«La piqûre de rappel du principe de réalité»
Le politologue Philippe Poirier et son interprétation de l'hospitalisation du Premier ministre et des conséquences politiques
Le maintien de l'hospitalisation du Premier ministre Xavier Bettel (DP) constitue un événement aux multiples conséquences, selon le politologue Philippe Poirier. Ce dernier y voit notamment le fait que certains ont oublié que la pandémie pouvait encore avoir «de vrais effets» au Luxembourg.
Philippe Poirier, pour quelques jours encore, le Premier ministre Xavier Bettel sera hospitalisé après avoir contracté le covid-19. Cette situation pourrait-elle mettre à mal la stratégie sanitaire mise en place depuis le début de la pandémie?
Si nous comparons avec d'autres chefs de gouvernement qui ont été infectés, comme
Boris Johnson au Royaume-Uni ou Donald Trump aux EtatsUnis, les enquêtes d'opinion qui avaient été faites avant, pendant et juste après ces hospitalisations montrent que ces dirigeants ont vu leur légitimité renforcée auprès de la population. Il en va de même avec la politique qu'ils incarnent, même si cet épisode peut aussi renforcer les convictions des opposants politiques du Premier ministre Bettel.
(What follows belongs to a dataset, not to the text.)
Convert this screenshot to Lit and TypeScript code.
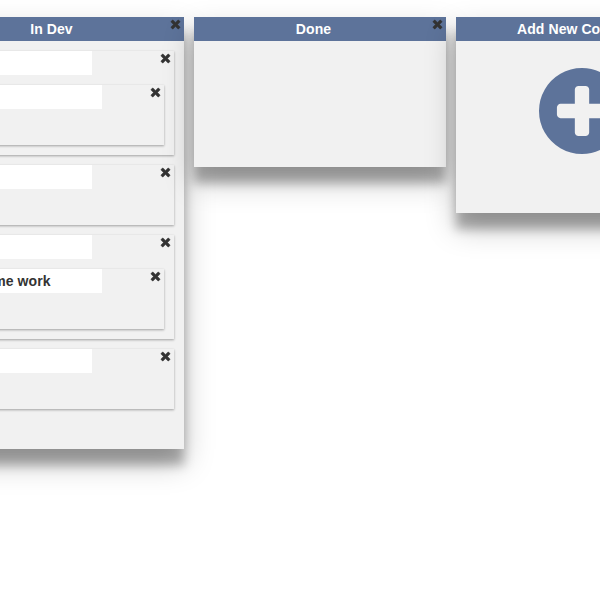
import { LitElement, html, css, nothing, TemplateResult } from "lit";
import { customElement } from "lit/decorators.js";

interface Card {
  title: string;
  children?: Card[];
}

interface Column {
  title: string;
  cards: Card[];
}

const columns: Column[] = [
  {
    title: "In Dev",
    cards: [
      { title: "", children: [{ title: "" }] },
      { title: "" },
      { title: "", children: [{ title: "Do some work" }] },
      { title: "" },
    ],
  },
  { title: "Done", cards: [] },
];

const closeIcon = html`<svg class="close" viewBox="110 -18 1188 1188" aria-hidden="true">
  <path
    transform="translate(0 1152) scale(1 -1)"
    d="M1298 214q0 -40 -28 -68l-136 -136q-28 -28 -68 -28t-68 28l-294 294l-294 -294q-28 -28 -68 -28t-68 28l-136 136q-28 28 -28 68t28 68l294 294l-294 294q-28 28 -28 68t28 68l136 136q28 28 68 28t68 -28l294 -294l294 294q28 28 68 28t68 -28l136 -136q28 -28 28 -68t-28 -68l-294 -294l294 -294q28 -28 28 -68z"
  />
</svg>`;

const plusIcon = html`<svg class="plus" viewBox="0 0 1536 1536" aria-hidden="true">
  <path
    transform="translate(0 1408) scale(1 -1)"
    d="M1216 576v128q0 26 -19 45t-45 19h-256v256q0 26 -19 45t-45 19h-128q-26 0 -45 -19t-19 -45v-256h-256q-26 0 -45 -19t-19 -45v-128q0 -26 19 -45t45 -19h256v-256q0 -26 19 -45t45 -19h128q26 0 45 19t19 45v256h256q26 0 45 19t19 45zM1536 640q0 -209 -103 -385.5t-279.5 -279.5t-385.5 -103t-385.5 103t-279.5 279.5t-103 385.5t103 385.5t279.5 279.5t385.5 103t385.5 -103t279.5 -279.5t103 -385.5z"
  />
</svg>`;

@customElement("app-root")
export class AppRoot extends LitElement {
  static styles = css`
    :host {
      display: block;
      height: 600px;
      overflow: hidden;
      background: #fff;
      color: #333;
      font: bold 14px/20px "Liberation Sans", Arial, sans-serif;
      letter-spacing: 0.07px;
    }
    /* The board is scrolled sideways, so its first column is cut off. */
    .board {
      display: flex;
      align-items: flex-start;
      gap: 10px;
      width: max-content;
      margin-left: -68px;
      padding-top: 17px;
    }
    .column {
      position: relative;
      box-sizing: border-box;
      width: 252px;
      min-height: 150px;
      padding-bottom: 40px;
      background: #f1f1f1;
      box-shadow: 0 14px 28px rgba(0, 0, 0, 0.25), 0 16px 10px rgba(0, 0, 0, 0.28);
    }
    .header {
      display: flex;
      height: 24px;
      background: #5d739a;
      color: #fff;
    }
    .name {
      flex: 1;
      line-height: 24px;
      text-align: center;
    }
    .adder .name {
      padding-right: 13px;
    }
    .close {
      flex: none;
      width: 9px;
      height: 9px;
      margin: 3px 4px 0 auto;
      overflow: visible;
      fill: #333;
      stroke: #333;
      stroke-width: 60;
    }
    .card {
      display: flex;
      flex-wrap: wrap;
      align-content: flex-start;
      min-height: 60px;
      margin: 10px 10px 0;
      background: #f1f1f1;
      box-shadow: 0 1px 3px rgba(0, 0, 0, 0.12), 0 1px 2px rgba(0, 0, 0, 0.24);
    }
    .label {
      box-sizing: border-box;
      width: 150px;
      height: 24px;
      padding: 0 2px;
      background: #fff;
      line-height: 24px;
      white-space: nowrap;
    }
    .children {
      width: 100%;
      padding-bottom: 10px;
    }
    .adder {
      height: 196px;
      padding-bottom: 0;
    }
    .plus {
      display: block;
      width: 86px;
      height: 86px;
      margin: 27px auto 0;
      overflow: visible;
      fill: #5d739a;
    }
  `;

  private card(card: Card): TemplateResult {
    return html`<div class="card">
      <div class="label">${card.title}</div>
      ${closeIcon}
      ${card.children
        ? html`<div class="children">${card.children.map((c) => this.card(c))}</div>`
        : nothing}
    </div>`;
  }

  render() {
    return html`<div class="board">
      ${columns.map(
        (column) => html`<section class="column">
          <div class="header"><div class="name">${column.title}</div>${closeIcon}</div>
          ${column.cards.map((c) => this.card(c))}
        </section>`
      )}
      <section class="column adder">
        <div class="header"><div class="name">Add New Column</div></div>
        ${plusIcon}
      </section>
    </div>`;
  }
}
Cette infection met surtout au jour le fait que tout un chacun peut être infecté en cas de nonrespect des règles sanitaires, malgré l'injection d'une première dose de vaccin.
Effectivement. Car depuis lundi après-midi, la population est informée de la gravité de l'état de santé du Premier ministre. Ce qui pose la question des variants et de leurs effets. C'est là que le doute peut s'immiscer, qu'une nouvelle préoccupation peut naître. Au fond, ce n'est pas tant le sort du Premier ministre qui inquiète, mais bel et bien le fait que certains vont s'interroger sur les conséquences de cette infection sur les résidents. Au final, cette hospitalisation constitue une piqûre de rappel au principe de réalité inhérent à une pandémie qui peut encore avoir de vrais effets au Luxembourg.
Cet événement peut-il être mis en relation, de ce point de vue, avec le malaise de Paulette Lenert (LSAP), tous deux incarnant la politique de lutte contre la pandémie?
Oui, même si cet épisode a probablement apporté plus d'inquiétude car la ministre de la Santé est responsable de l'exécution au jour le jour de la politique sanitaire. Tandis que là, il s'agit du Premier ministre qui ne possède pas l'étendue d'une chancelière allemande ou d'un Premier ministre belge. Car constitutionnellement, au Luxembourg, c'est le gouvernement qui gouverne. Avec un chef d'équipe à sa tête.
Que signifie, sur le plan politique, le fait que ce soit le ministre des Finances Pierre Gramegna (DP) qui a reçu la délégation de signature du Premier ministre?
Cela peut avoir plusieurs sens. D'abord que le gouvernement tient à consolider la reprise économique en donnant les pouvoirs à une personnalité qui connaît parfaitement la situation et qui peut être à même de rassurer les acteurs qui seraient inquiets d'un changement à la tête du gouvernement. C'est une indication sur la direction que souhaite donner le Premier ministre pour la suite. Après, il faut bien admettre que c'est quand même très curieux de ne pas confier cette mission à l'un des deux vice-Premiers ministres. Cela peut même apparaître comme un camouflet pour les deux autres partis de la coalition. Et particulièrement pour Déi Gréng qui n'a eu que peu son mot à dire tout au long de la gestion de cette pandémie.
Que se passerait-il si la situation actuelle était amenée à perdurer?
Sur le plan général, cela serait un événement important qui viendrait entamer la confiance acquise ces dernières semaines dans la solution que constitue le vaccin et dans l'espoir d'un avenir meilleur. Cela pourrait donc générer de l'inquiétude qui pourrait alors impacter aussi bien les comportements sociaux que les habitudes de consommation par exemple. Sur le plan politique, cela amènerait peut-être à accélérer la réforme constitutionnelle qui doit notamment organiser de manière plus précise le fonctionnement du gouvernement en cas d'urgence.